Thank God I had the good sense to work hard, maintain a good reputation at that company, and maintain contact with my former coworkers at that company after leaving. Two months later, I discovered that my impressions during the interview with that non-profit were not an accurate reflection of reality at all. I needed to find another job and fast before the 90-day interim position rolled over into a full-time position.
I called my boss’s boss and took her up on that offer to come back home. She met me in the parking lot with one page to sign, instructed me to take a drug test, and asked me about salary.
This was my moment.
“Well, I actually think I deserve to make at least X amount more now because I worked with you for a year and a half. Now I have experience managing and writing the exact reports and newsletters you’d be hiring me to manage. And you know what kind of work I produce. So you’re getting a great employee if you rehire me.”
“You’re right. That sounds good to me.”
And that was it. There was no argument. There was no back-and-forth-like-you’re-buying-a-car type of thing. It was just done. I could have smacked myself. Why hadn’t I been doing this all along?
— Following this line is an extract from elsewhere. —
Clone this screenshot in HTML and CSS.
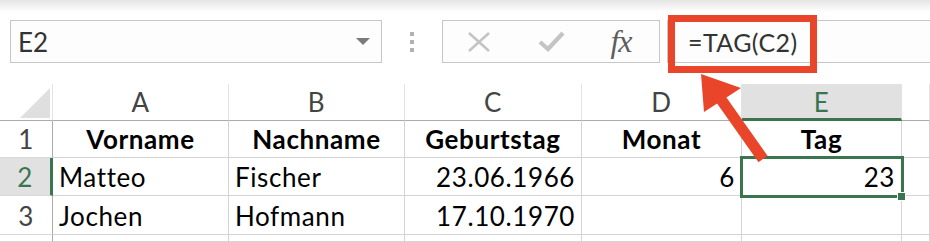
FILE: index.html
```html
<!DOCTYPE html>
<html lang="de">
<head>
    <meta charset="UTF-8">
    <meta name="viewport" content="width=device-width, initial-scale=1.0">
    <title>TAG Formel</title>
    <link rel="stylesheet" href="styles.css">
</head>
<body>
    <div class="ribbon-edge"></div>

    <!-- Formula bar -->
    <div class="formula-bar">
        <div class="name-box">
            <span>E2</span>
            <span class="caret"></span>
        </div>
        <div class="grip"><i></i><i></i><i></i></div>
        <div class="fx-tools">
            <svg width="24" height="20" viewBox="0 0 24 20">
                <path d="M2 1 L22 19 M22 1 L2 19" stroke="#c4c4c4" stroke-width="2.6" fill="none"/>
            </svg>
            <svg width="27" height="21" viewBox="0 0 27 21">
                <path d="M2 11 L10 18 L25 2" stroke="#c4c4c4" stroke-width="4.2" fill="none"/>
            </svg>
            <span class="fx">fx</span>
        </div>
        <div class="formula-input">=TAG(C2)</div>
    </div>

    <!-- Sheet grid -->
    <div class="sheet">
        <div class="corner"><span class="corner-tri"></span></div>
        <div class="col-head">A</div>
        <div class="col-head">B</div>
        <div class="col-head">C</div>
        <div class="col-head">D</div>
        <div class="col-head active">E</div>
        <div class="col-head"></div>

        <div class="row-head">1</div>
        <div class="cell bold center">Vorname</div>
        <div class="cell bold center">Nachname</div>
        <div class="cell bold center">Geburtstag</div>
        <div class="cell bold center">Monat</div>
        <div class="cell bold center">Tag</div>
        <div class="cell"></div>

        <div class="row-head active">2</div>
        <div class="cell">Matteo</div>
        <div class="cell">Fischer</div>
        <div class="cell num">23.06.1966</div>
        <div class="cell num">6</div>
        <div class="cell num selected">23</div>
        <div class="cell"></div>

        <div class="row-head">3</div>
        <div class="cell">Jochen</div>
        <div class="cell">Hofmann</div>
        <div class="cell num">17.10.1970</div>
        <div class="cell"></div>
        <div class="cell"></div>
        <div class="cell"></div>

        <div class="row-head"></div>
        <div class="cell"></div>
        <div class="cell"></div>
        <div class="cell"></div>
        <div class="cell"></div>
        <div class="cell"></div>
        <div class="cell"></div>
    </div>

    <!-- Annotation -->
    <div class="callout"></div>
    <svg class="arrow" width="930" height="242" viewBox="0 0 930 242">
        <line x1="720" y1="98" x2="763" y2="159" stroke="#e9452a" stroke-width="11"/>
        <polygon points="701,74 741,88 704,112" fill="#e9452a"/>
    </svg>
</body>
</html>
```

FILE: styles.css
```css
* {
    margin: 0;
    padding: 0;
    box-sizing: border-box;
}

body {
    width: 930px;
    height: 242px;
    overflow: hidden;
    background-color: #FFFFFF;
    font-family: Lato, "Open Sans", sans-serif;
    color: #000000;
    position: relative;
}

.ribbon-edge {
    height: 12px;
    background: linear-gradient(#e4e4e4, #ffffff);
}

/* Formula bar */
.formula-bar {
    display: flex;
    height: 43px;
    margin-top: 8px;
    padding-left: 10px;
}

.name-box {
    width: 372px;
    border: 1px solid #c6c6c6;
    background-color: #fdfdfd;
    display: flex;
    align-items: center;
    justify-content: space-between;
    padding: 0 11px 0 7px;
    font-size: 26px;
    color: #333333;
}

.caret {
    width: 0;
    height: 0;
    border-left: 7px solid transparent;
    border-right: 7px solid transparent;
    border-top: 7px solid #7b7b7b;
}

.grip {
    width: 60px;
    display: flex;
    flex-direction: column;
    align-items: center;
    justify-content: center;
    gap: 4px;
}

.grip i {
    display: block;
    width: 4px;
    height: 4px;
    background-color: #b2b2b2;
}

.fx-tools {
    width: 218px;
    border: 1px solid #c6c6c6;
    background-color: #fdfdfd;
    display: grid;
    grid-template-columns: 1fr 1fr 1fr;
    align-items: center;
    justify-items: center;
}

.fx {
    font-family: "Liberation Serif", serif;
    font-style: italic;
    font-size: 32px;
    color: #5e5e5e;
    margin-right: 4px;
    letter-spacing: -1px;
}

.formula-input {
    flex: 1;
    margin-left: 7px;
    border: 1px solid #c6c6c6;
    border-right: none;
    background-color: #fdfdfd;
    display: flex;
    align-items: center;
    padding-left: 20px;
    font-size: 25px;
    letter-spacing: 0.4px;
    color: #333333;
}

/* Sheet */
.sheet {
    margin-top: 21px;
    display: grid;
    grid-template-columns: 53px 176px 176px 177px 160px 160px 1fr;
    grid-template-rows: 37px 37px 38px 39px 7px;
    font-size: 26px;
    letter-spacing: 0.6px;
    line-height: 1;
}

.corner {
    position: relative;
    border-right: 1px solid #e3e3e3;
    border-bottom: 1px solid #ababab;
}

.corner-tri {
    position: absolute;
    right: 2px;
    bottom: 2px;
    width: 30px;
    height: 30px;
    background-color: #dfdfdf;
    clip-path: polygon(100% 0, 100% 100%, 0 100%);
}

.col-head {
    border-right: 1px solid #e3e3e3;
    border-bottom: 1px solid #ababab;
    display: flex;
    align-items: flex-end;
    justify-content: center;
    padding-bottom: 5px;
    color: #444444;
}

.col-head.active {
    background-color: #e1e1e1;
    color: #3a7550;
    border-bottom: 3px solid #3a7550;
    padding-bottom: 3px;
}

.row-head {
    border-right: 1px solid #ababab;
    border-bottom: 1px solid #d9d9d9;
    display: flex;
    align-items: flex-end;
    justify-content: center;
    padding-bottom: 5px;
    color: #444444;
}

.row-head.active {
    background-color: #e1e1e1;
    color: #3a7550;
    border-right: 3px solid #3a7550;
}

.cell {
    border-right: 1px solid #d4d4d4;
    border-bottom: 1px solid #d4d4d4;
    display: flex;
    align-items: flex-end;
    padding: 0 6px 5px;
    white-space: nowrap;
}

.bold {
    font-weight: 700;
}

.center {
    justify-content: center;
}

.num {
    justify-content: flex-end;
}

.selected {
    position: relative;
    outline: 3px solid #3a7550;
    outline-offset: -1px;
}

.selected::after {
    content: "";
    position: absolute;
    right: -5px;
    bottom: -6px;
    width: 7px;
    height: 7px;
    background-color: #3a7550;
    border: 1px solid #ffffff;
}

/* Annotation overlay */
.callout {
    position: absolute;
    left: 668px;
    top: 15px;
    width: 149px;
    height: 58px;
    border: 7px solid #e9452a;
}

.arrow {
    position: absolute;
    left: 0;
    top: 0;
}
```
Geez!
Here’s what I learned from reflecting on that experience and this topic all week.
- It’s all about timing. If I had asked this woman for a higher salary over the phone when I initially called her and asked her to meet me, I don’t believe it would have worked out as well for me. This is a discussion that needs to happen in person if at all possible. There’s an intangible ability to sense when is the right time to bring up a heavy topic like this with your supervisor. I encounter similar circumstances with my current supervisors, whether related to decisions about future promotions, hosting events, or a number of other hot topics. See #3 for help with strengthening your relationship with your supervisor because I personally believe, based on my experience, that if you don’t have solid rapport with your supervisor, walking into her office to attempt to negotiate your salary is going to be pretty stinking hard—maybe not impossible, but marginally successful. I believe it also helped that I waited until we had already discussed the other nitty-gritty details. The same concept applies to negotiating salary on the front end, too, by the way.
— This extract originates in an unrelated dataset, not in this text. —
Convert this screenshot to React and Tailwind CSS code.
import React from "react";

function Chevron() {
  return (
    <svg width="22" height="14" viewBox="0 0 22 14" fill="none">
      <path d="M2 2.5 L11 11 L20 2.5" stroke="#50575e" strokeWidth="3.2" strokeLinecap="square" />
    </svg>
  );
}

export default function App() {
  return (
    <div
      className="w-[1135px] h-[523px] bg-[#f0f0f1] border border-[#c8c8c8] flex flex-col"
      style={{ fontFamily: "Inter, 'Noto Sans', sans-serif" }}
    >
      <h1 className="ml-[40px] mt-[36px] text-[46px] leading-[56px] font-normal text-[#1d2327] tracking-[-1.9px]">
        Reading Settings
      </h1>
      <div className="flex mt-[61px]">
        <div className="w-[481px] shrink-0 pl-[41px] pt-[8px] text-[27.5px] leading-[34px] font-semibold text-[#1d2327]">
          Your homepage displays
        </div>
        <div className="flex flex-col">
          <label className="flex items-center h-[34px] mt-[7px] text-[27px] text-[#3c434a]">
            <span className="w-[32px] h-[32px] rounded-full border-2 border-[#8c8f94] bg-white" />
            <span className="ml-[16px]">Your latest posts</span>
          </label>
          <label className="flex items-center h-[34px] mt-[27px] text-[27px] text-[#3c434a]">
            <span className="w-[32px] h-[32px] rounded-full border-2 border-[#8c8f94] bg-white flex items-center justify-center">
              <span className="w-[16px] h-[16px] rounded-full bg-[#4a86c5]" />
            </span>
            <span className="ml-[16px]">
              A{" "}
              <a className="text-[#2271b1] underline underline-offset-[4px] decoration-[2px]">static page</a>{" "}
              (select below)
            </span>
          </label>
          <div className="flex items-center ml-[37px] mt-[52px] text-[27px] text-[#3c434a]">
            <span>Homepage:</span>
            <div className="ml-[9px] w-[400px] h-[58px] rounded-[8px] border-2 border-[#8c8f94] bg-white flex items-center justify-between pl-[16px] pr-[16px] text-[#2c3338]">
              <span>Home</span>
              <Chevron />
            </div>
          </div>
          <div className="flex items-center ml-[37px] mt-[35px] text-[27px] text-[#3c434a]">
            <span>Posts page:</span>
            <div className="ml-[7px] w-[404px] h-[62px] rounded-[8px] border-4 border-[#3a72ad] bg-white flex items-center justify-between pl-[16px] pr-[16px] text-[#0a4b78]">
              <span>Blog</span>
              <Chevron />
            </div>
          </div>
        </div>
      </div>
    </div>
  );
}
- It’s all about proving your worth. I had worked for this corporation for 18 months, and in that short period of time, I’d proven my ability to work hard, work competently, work under direction, work independently, and work well, making very few errors. I do believe, based on the experience I’ve shared with you, that we often have to toot our own horns and ask for what we want in order to be compensated fairly, but if we have proven our worth by the way we work on a daily basis—not just in big moments, but on a daily basis—then it makes the ask feasible and fair. It’s not an argument—it’s just laying out the facts and allowing your employer to make a decision. Side note: In the story McKenna shared, the employee put her facts in writing, which was a genius idea. In my case, I laid out the facts verbally in 30 seconds. Both methods worked, so you have to figure out what works for you, and which method works may depend on parts 1 and 3. In an economic downturn, handing your supervisor a written document may be extremely important (to help your supervisor make the case for your salary increase). In my case, my close relationship with my supervisor made the nature of the conversation run very smoothly and casually. I knew that before we met, so there was no need to prepare a document. Just as in public speaking, know your audience.
- It’s all about relationships. If I had not smiled and been cordial toward my boss’s boss every time I walked by her office, saw her in the hallway, or met with her for performance reviews, I doubt she would have invited me to return to the company if I ever felt the need. If I had treated my coworkers scornfully, gossiped to others frequently and made it known that I disliked my teammates, and in general caused conflict on a regular basis, I am not sure the conversation regarding salary negotiation would have lasted less than one minute. Experience has taught me that a) I can be kind and polite to everyone, regardless of how I feel about them, and that effort is never wasted, and b) relationships may last forever, even if I wish they wouldn’t. For this reason, it’s crucial that I go back to point A, and treat everyone I meet with the utmost kindness, respect, and courtesy.
I’ll share an example of point B. I was the typical undergraduate college student in many ways. I often wore pajamas to class and felt no remorse for doing so. It’s freaking college, right? In other ways, I was an exemplary student. I graduated with honors, I accumulated several writing awards, and I probably studied too hard and too often at times. One thing I did well at the time—and I didn’t honestly consciously think about doing it; I probably did it as a result of the way my parents raised me—is that I treated all faculty and staff on campus with kindness, courtesy, and respect. I did not walk into their offices demanding paperwork, copies, assistance, or grades. I may have been wearing flannel pajama pants, but by golly, I was courteous.
That courtesy paid off two years later when I applied for an Academic Coordinator position on campus. I interviewed—not in pajamas, thank you, but in a suit—and interacted with some of the same staff who I’d encountered as a student. My last name had changed, but the staff remembered me fondly. What if I’d acted a fool as a student and huffed and puffed my way into people’s offices, or written hasty emails complaining about perceived injustices, or God knows what else? The decision to be kind to others paid off, and in part, it helped me land a job at my alma mater that later resulted in a promotion to a Director’s position at a very young age. That position helped me determine my lifelong career path in higher education.
One thing I have learned that supersedes everything I’ve written thus far: there are no magic words. You cannot cast a spell over your employer or print out a beautiful chart or graph and VOILA! The salary increase is yours. It just doesn’t work that way. Most of the time we earn our salaries through a slow and somewhat tedious process of working hard, proving our worth, and building relationships. That takes time. As my mentor reminds me, though, I can allow myself to enjoy the process if I focus on learning and growing instead of on simply obtaining the end result right now.
Know your worth, earn your worth, and eventually ask for what you’re worth.
You’ll be glad you did.
3 thoughts on “Earning your worth”
Thanks Dr. Murphy! I enjoyed writing this and sharing both what I’ve learned and what others shared with me, too.
This is excellent advice in a well-written article. Experience is a great teacher. Thanks for sharing.